Il Brasile sta sprecando la sua risorsa più preziosa, la falda di Guarani, che è il secondo più grande corpo d'acqua dolce sotterranea del pianeta. Gli attivisti sono preoccupati per le voci di privatizzazione e i numerosi progetti che l’attuale governo ha avviato e temono che l’approvvigionamento idrico ne possa risentire.
Per la sua storica abbondanza d'acqua potabile il paese latino-americano è stato soprannominato “l’Arabia Saudita dell’acqua”. La falda di Guarani, con i suoi 30mila chilometri cubi di acqua dolce sotterranea sparsi su 1,2 milioni di chilometri quadrati nei paesi del Sudamerica – e soprattutto del Brasile – ne è una testimonianza.
Esistono legami tra cambiamenti climatici e diminuzione delle risorse idriche? Secondo gli scienziati brasiliani sì, perché quello che accade nella falda è direttamente collegato alle precipitazioni e alla distribuzione di acqua nell’atmosfera.

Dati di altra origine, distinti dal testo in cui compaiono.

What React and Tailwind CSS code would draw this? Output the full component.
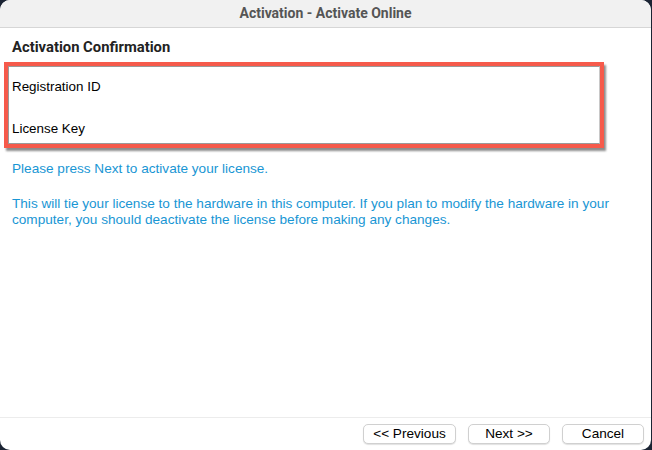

Nel 2009 uno studio ha rilevato che c’erano 2 mila pozzi di perforazione che si collegavano alla falda acquifera, nonostante la falda di Guarani sia protetta da severe leggi ambientali. Tre quarti di questi pozzi forniscono acqua potabile a São Paolo. Se non si rispetta un tasso sostenibile di estrazione idrica potrebbero esserci gravi conseguenze.
Gli ambientalisti sono in allerta, visto che la falda è già sovrasfruttata: l’incontro di qualche mese fa al Forum di Davos tra il presidente del Brasile, Michel Temer, e il presidente del board di Nestlé, Paul Bulcke, non è passato inosservato. Se il governo decidesse di monetizzare vendendo la falda ai privati, il colosso dell’alimentazione e delle bevande avrebbe tutto da guadagnare: ma Nestlé ha smentito queste voci sottolineando che “non estrae acqua dalla falda di Guarani” e che non ha intenzione di farlo in futuro.